<<<<
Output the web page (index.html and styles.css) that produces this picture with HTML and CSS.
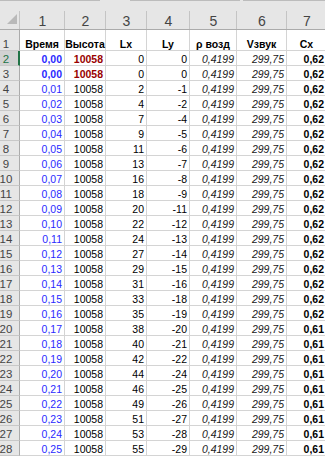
FILE: index.html
```html
<!DOCTYPE html>
<html lang="ru">
<head>
<meta charset="utf-8">
<title>Лист</title>
<link rel="stylesheet" href="styles.css">
</head>
<body>
<div class="sheet">
  <div class="topline"><span class="seg s1"></span><span class="gp g1"></span><span class="seg s2"></span><span class="gp g2"></span><span class="seg s3"></span></div>
  <div class="row hdr">
    <div class="hc corner"><span class="tri"></span></div>
    <div class="hc">1</div><div class="hc">2</div><div class="hc">3</div><div class="hc">4</div><div class="hc">5</div><div class="hc">6</div><div class="hc">7</div>
  </div>
  <div class="row r1">
    <div class="rh">1</div>
    <div class="c ctr bld">Время</div><div class="c ctr bld">Высота</div><div class="c ctr bld">Lx</div><div class="c ctr bld">Ly</div><div class="c ctr bld">ρ возд</div><div class="c ctr bld">Vзвук</div><div class="c ctr bld">Cx</div>
  </div>
  <div class="row"><div class="rh sel">2</div><div class="c blue bld">0,00</div><div class="c red bld">10058</div><div class="c">0</div><div class="c">0</div><div class="c it">0,4199</div><div class="c it">299,75</div><div class="c bld">0,62</div></div>
  <div class="row"><div class="rh">3</div><div class="c blue bld">0,00</div><div class="c red bld">10058</div><div class="c">0</div><div class="c">0</div><div class="c it">0,4199</div><div class="c it">299,75</div><div class="c bld">0,62</div></div>
  <div class="row"><div class="rh">4</div><div class="c blue">0,01</div><div class="c">10058</div><div class="c">2</div><div class="c">-1</div><div class="c it">0,4199</div><div class="c it">299,75</div><div class="c bld">0,62</div></div>
  <div class="row"><div class="rh">5</div><div class="c blue">0,02</div><div class="c">10058</div><div class="c">4</div><div class="c">-2</div><div class="c it">0,4199</div><div class="c it">299,75</div><div class="c bld">0,62</div></div>
  <div class="row"><div class="rh">6</div><div class="c blue">0,03</div><div class="c">10058</div><div class="c">7</div><div class="c">-4</div><div class="c it">0,4199</div><div class="c it">299,75</div><div class="c bld">0,62</div></div>
  <div class="row"><div class="rh">7</div><div class="c blue">0,04</div><div class="c">10058</div><div class="c">9</div><div class="c">-5</div><div class="c it">0,4199</div><div class="c it">299,75</div><div class="c bld">0,62</div></div>
  <div class="row"><div class="rh">8</div><div class="c blue">0,05</div><div class="c">10058</div><div class="c">11</div><div class="c">-6</div><div class="c it">0,4199</div><div class="c it">299,75</div><div class="c bld">0,62</div></div>
  <div class="row"><div class="rh">9</div><div class="c blue">0,06</div><div class="c">10058</div><div class="c">13</div><div class="c">-7</div><div class="c it">0,4199</div><div class="c it">299,75</div><div class="c bld">0,62</div></div>
  <div class="row"><div class="rh">10</div><div class="c blue">0,07</div><div class="c">10058</div><div class="c">16</div><div class="c">-8</div><div class="c it">0,4199</div><div class="c it">299,75</div><div class="c bld">0,62</div></div>
  <div class="row"><div class="rh">11</div><div class="c blue">0,08</div><div class="c">10058</div><div class="c">18</div><div class="c">-9</div><div class="c it">0,4199</div><div class="c it">299,75</div><div class="c bld">0,62</div></div>
  <div class="row"><div class="rh">12</div><div class="c blue">0,09</div><div class="c">10058</div><div class="c">20</div><div class="c">-11</div><div class="c it">0,4199</div><div class="c it">299,75</div><div class="c bld">0,62</div></div>
  <div class="row"><div class="rh">13</div><div class="c blue">0,10</div><div class="c">10058</div><div class="c">22</div><div class="c">-12</div><div class="c it">0,4199</div><div class="c it">299,75</div><div class="c bld">0,62</div></div>
  <div class="row"><div class="rh">14</div><div class="c blue">0,11</div><div class="c">10058</div><div class="c">24</div><div class="c">-13</div><div class="c it">0,4199</div><div class="c it">299,75</div><div class="c bld">0,62</div></div>
  <div class="row"><div class="rh">15</div><div class="c blue">0,12</div><div class="c">10058</div><div class="c">27</div><div class="c">-14</div><div class="c it">0,4199</div><div class="c it">299,75</div><div class="c bld">0,62</div></div>
  <div class="row"><div class="rh">16</div><div class="c blue">0,13</div><div class="c">10058</div><div class="c">29</div><div class="c">-15</div><div class="c it">0,4199</div><div class="c it">299,75</div><div class="c bld">0,62</div></div>
  <div class="row"><div class="rh">17</div><div class="c blue">0,14</div><div class="c">10058</div><div class="c">31</div><div class="c">-16</div><div class="c it">0,4199</div><div class="c it">299,75</div><div class="c bld">0,62</div></div>
  <div class="row"><div class="rh">18</div><div class="c blue">0,15</div><div class="c">10058</div><div class="c">33</div><div class="c">-18</div><div class="c it">0,4199</div><div class="c it">299,75</div><div class="c bld">0,62</div></div>
  <div class="row"><div class="rh">19</div><div class="c blue">0,16</div><div class="c">10058</div><div class="c">35</div><div class="c">-19</div><div class="c it">0,4199</div><div class="c it">299,75</div><div class="c bld">0,62</div></div>
  <div class="row"><div class="rh">20</div><div class="c blue">0,17</div><div class="c">10058</div><div class="c">38</div><div class="c">-20</div><div class="c it">0,4199</div><div class="c it">299,75</div><div class="c bld">0,61</div></div>
  <div class="row"><div class="rh">21</div><div class="c blue">0,18</div><div class="c">10058</div><div class="c">40</div><div class="c">-21</div><div class="c it">0,4199</div><div class="c it">299,75</div><div class="c bld">0,61</div></div>
  <div class="row"><div class="rh">22</div><div class="c blue">0,19</div><div class="c">10058</div><div class="c">42</div><div class="c">-22</div><div class="c it">0,4199</div><div class="c it">299,75</div><div class="c bld">0,61</div></div>
  <div class="row"><div class="rh">23</div><div class="c blue">0,20</div><div class="c">10058</div><div class="c">44</div><div class="c">-24</div><div class="c it">0,4199</div><div class="c it">299,75</div><div class="c bld">0,61</div></div>
  <div class="row"><div class="rh">24</div><div class="c blue">0,21</div><div class="c">10058</div><div class="c">46</div><div class="c">-25</div><div class="c it">0,4199</div><div class="c it">299,75</div><div class="c bld">0,61</div></div>
  <div class="row"><div class="rh">25</div><div class="c blue">0,22</div><div class="c">10058</div><div class="c">49</div><div class="c">-26</div><div class="c it">0,4199</div><div class="c it">299,75</div><div class="c bld">0,61</div></div>
  <div class="row"><div class="rh">26</div><div class="c blue">0,23</div><div class="c">10058</div><div class="c">51</div><div class="c">-27</div><div class="c it">0,4199</div><div class="c it">299,75</div><div class="c bld">0,61</div></div>
  <div class="row"><div class="rh">27</div><div class="c blue">0,24</div><div class="c">10058</div><div class="c">53</div><div class="c">-28</div><div class="c it">0,4199</div><div class="c it">299,75</div><div class="c bld">0,61</div></div>
  <div class="row"><div class="rh">28</div><div class="c blue">0,25</div><div class="c">10058</div><div class="c">55</div><div class="c">-29</div><div class="c it">0,4199</div><div class="c it">299,75</div><div class="c bld">0,61</div></div>
</div>
</body>
</html>
```
FILE: styles.css
```css
* { box-sizing: border-box; }
html, body { margin: 0; padding: 0; background: #ffffff; }
body { font-family: "Liberation Sans", Arial, sans-serif; }

.sheet {
  width: 325px;
  height: 456px;
  overflow: hidden;
  background: #ffffff;
}

.topline { display: flex; height: 1px; width: 327px; background: #e6e6e6; }
.topline .seg { background: #bcbcbc; }
.s1 { width: 100px; }
.g1 { width: 30px; }
.s2 { width: 110px; }
.g2 { width: 3px; }
.s3 { flex: 1; }

.row {
  display: grid;
  grid-template-columns: 20px 45px 41px 41px 43px 47px 50px 40px;
  width: 327px;
  height: 15px;
}

.hdr {
  height: 29px;
  background: #e6e6e6;
  border-bottom: 1px solid #ababab;
}

.hc {
  display: flex;
  align-items: flex-end;
  justify-content: center;
  font-size: 14px;
  line-height: 16px;
  color: #444444;
  background: linear-gradient(#c4c4c4, #c4c4c4) right bottom / 1px 18px no-repeat;
}

.corner { justify-content: flex-end; }
.tri {
  width: 0;
  height: 0;
  border-left: 10px solid transparent;
  border-bottom: 10px solid #b9b9b9;
  margin: 0 3px 5px 0;
}

.r1 { height: 21px; }

.rh {
  display: flex;
  align-items: flex-end;
  justify-content: center;
  padding-right: 7px;
  font-size: 11.5px;
  line-height: 12px;
  color: #444444;
  background: #e6e6e6;
  border-right: 1px solid #ababab;
  border-bottom: 1px solid #c8c8c8;
  white-space: nowrap;
}

.rh.sel {
  background: #d2d2d2;
  color: #217346;
  border-right: 2px solid #217346;
  padding-right: 6px;
}

.c {
  display: flex;
  align-items: flex-end;
  justify-content: flex-end;
  padding: 0 2px 0 2px;
  font-size: 10.5px;
  line-height: 12px;
  color: #000000;
  border-right: 1px solid #d4d4d4;
  border-bottom: 1px solid #d4d4d4;
  white-space: nowrap;
}

.ctr { justify-content: center; }
.bld { font-weight: bold; }
.it { font-style: italic; color: #1a1a1a; }
.blue { color: #2a2aff; }
.red { color: #990000; }
```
>>>>
→ What is being asked
Give only the number of lines in the data that hold the word "styles".

→ Exercise answer
3